Failing to review and update dependencies as the project evolves leads to schedule rigidity. As projects progress, some originally planned dependencies become unnecessary (the team found a way to work in parallel) while new dependencies emerge (an unexpected integration requirement). Schedule a monthly dependency audit to keep your network accurate and your schedule as flexible as possible.
Advanced Dependency Strategies for Complex Projects
For large projects with hundreds of tasks, dependency management becomes a strategic discipline rather than a simple task-by-task exercise. Use a hierarchical approach: map dependencies between phases first (Phase 2 cannot start until Phase 1 key deliverables are complete), then add task-level dependencies within each phase. This top-down approach ensures the major project flow is correct before diving into details.
Cross-project dependencies require special attention because they involve coordination between different project managers, teams, and timelines.

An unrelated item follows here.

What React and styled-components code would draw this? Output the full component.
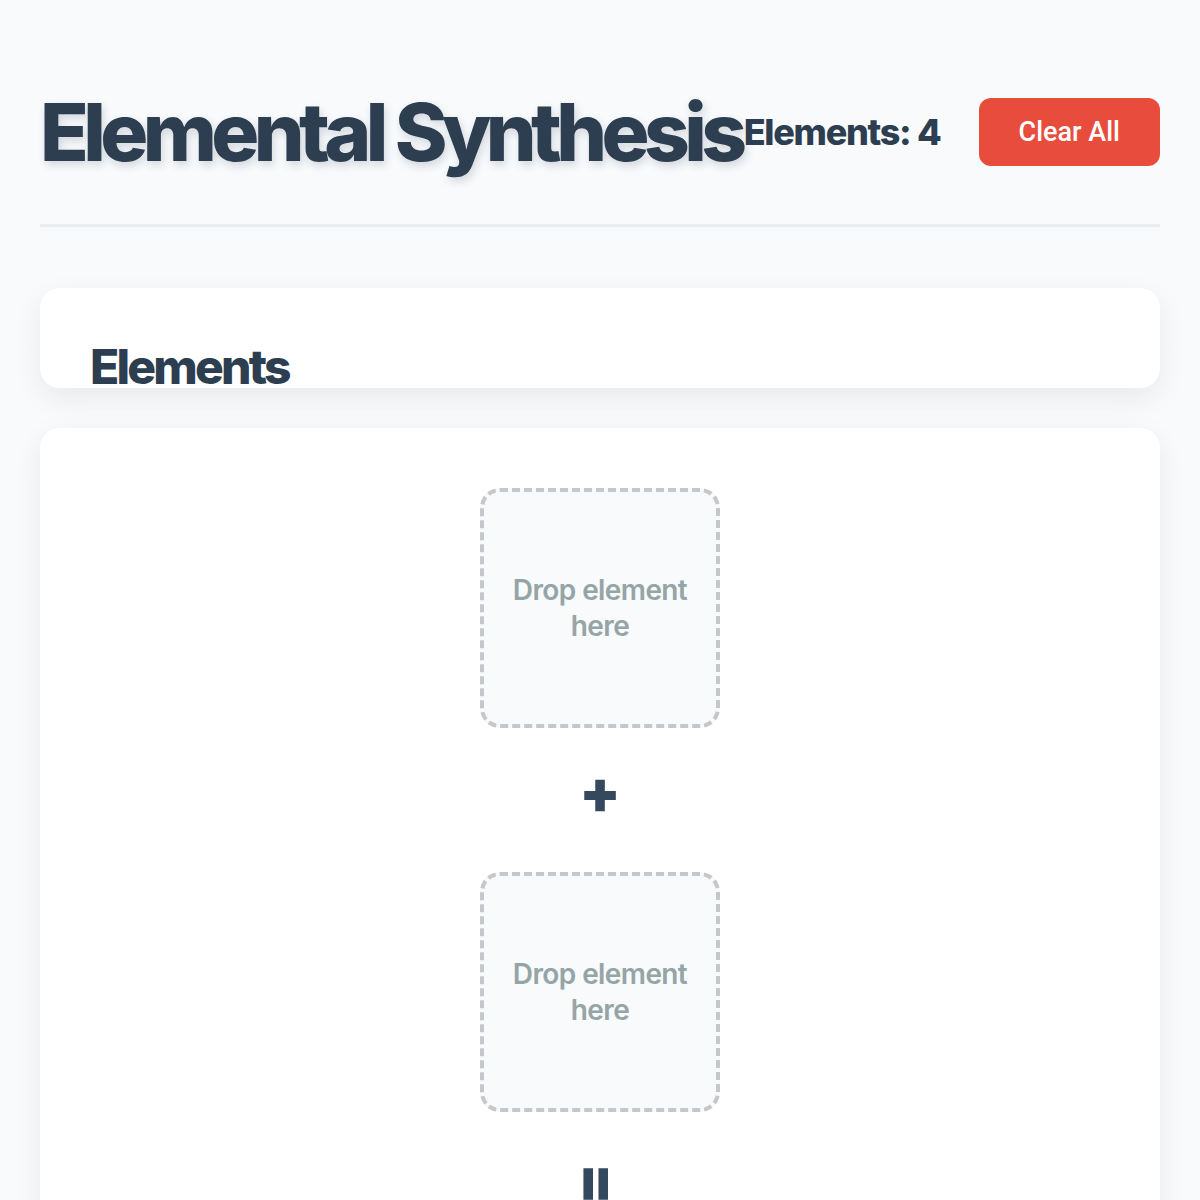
import React from "react";
import styled, { createGlobalStyle } from "styled-components";

const GlobalStyle = createGlobalStyle`
  * {
    box-sizing: border-box;
  }
  body {
    margin: 0;
    background: #f8fafc;
    font-family: "Inter", "Liberation Sans", sans-serif;
    color: #2c3e50;
  }
`;

const Page = styled.div`
  padding: 40px;
`;

const Header = styled.header`
  display: flex;
  align-items: center;
  justify-content: space-between;
  padding: 44px 0 44px;
  border-bottom: 3px solid #e9edf0;
  margin-bottom: 61px;
`;

const Title = styled.h1`
  margin: 0;
  font-size: 80px;
  line-height: 96px;
  font-weight: 800;
  letter-spacing: -5.6px;
  white-space: nowrap;
  color: #2c3e50;
  text-shadow: 2px 4px 8px rgba(44, 62, 80, 0.18);
`;

const Controls = styled.div`
  display: flex;
  align-items: center;
  gap: 38px;
  flex-shrink: 0;
`;

const Counter = styled.span`
  font-size: 36px;
  font-weight: 800;
  letter-spacing: -1.3px;
  white-space: nowrap;
  color: #2c3e50;
`;

const ClearButton = styled.button`
  border: none;
  border-radius: 12px;
  background: #e74c3c;
  color: #fff;
  font-family: "Roboto", "Liberation Sans", sans-serif;
  font-weight: 500;
  font-size: 27px;
  padding: 18px 40px;
  white-space: nowrap;
  flex-shrink: 0;
  cursor: pointer;
`;

const Card = styled.section`
  background: #fff;
  border-radius: 20px;
  box-shadow: 0 10px 30px rgba(0, 0, 0, 0.07);
  margin-bottom: 40px;
`;

const Sidebar = styled(Card)`
  height: 100px;
  overflow: hidden;
  padding: 50px;
`;

const SidebarTitle = styled.h2`
  margin: 0;
  font-size: 48px;
  line-height: 1.2;
  font-weight: 800;
  letter-spacing: -2.8px;
  color: #2c3e50;
`;

const Workbench = styled(Card)`
  padding: 60px 50px;
  display: flex;
  flex-direction: column;
  align-items: center;
  gap: 43px;
`;

const DropZone = styled.div`
  width: 240px;
  height: 240px;
  border: 4px dashed #c3c8cc;
  border-radius: 20px;
  background: #f8fafc;
  display: flex;
  align-items: center;
  justify-content: center;
  text-align: center;
  padding: 20px;
  font-size: 28px;
  line-height: 36px;
  font-weight: 600;
  letter-spacing: -0.6px;
  color: #95a5a6;
`;

const Operator = styled.div`
  font-size: 60px;
  line-height: 58px;
  height: 58px;
  font-weight: 900;
  color: #34495e;
  transform: ${(p) => (p.$rotate ? "rotate(90deg)" : "translateY(-9px)")};
`;

export default function App() {
  return (
    <Page>
      <GlobalStyle />
      <Header>
        <Title>Elemental Synthesis</Title>
        <Controls>
          <Counter>Elements: 4</Counter>
          <ClearButton>Clear All</ClearButton>
        </Controls>
      </Header>
      <Sidebar>
        <SidebarTitle>Elements</SidebarTitle>
      </Sidebar>
      <Workbench>
        <DropZone>Drop element here</DropZone>
        <Operator>+</Operator>
        <DropZone>Drop element here</DropZone>
        <Operator $rotate>=</Operator>
        <DropZone>Result</DropZone>
      </Workbench>
    </Page>
  );
}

Document cross-project dependencies explicitly in both project plans, assign an owner responsible for monitoring the dependency, and establish communication protocols for when the predecessor is at risk of delay. Tools like Instagantt support cross-project visibility through workbooks that aggregate multiple projects into a single view.
External dependencies — waiting for vendor deliveries, client approvals, regulatory decisions — are among the hardest to manage because you have limited control over them. Build buffer time around external dependencies, establish early warning triggers (contact the vendor two weeks before the expected delivery, not the day of), and have contingency plans for what happens if the external dependency is late.
Use dependency analysis to identify opportunities for parallelism. If your schedule has a long sequential chain, ask whether any tasks in the chain could overlap. Converting Finish-to-Start dependencies to Start-to-Start with appropriate lead times can significantly shorten the overall project duration without adding risk, as long as the overlap is genuinely feasible.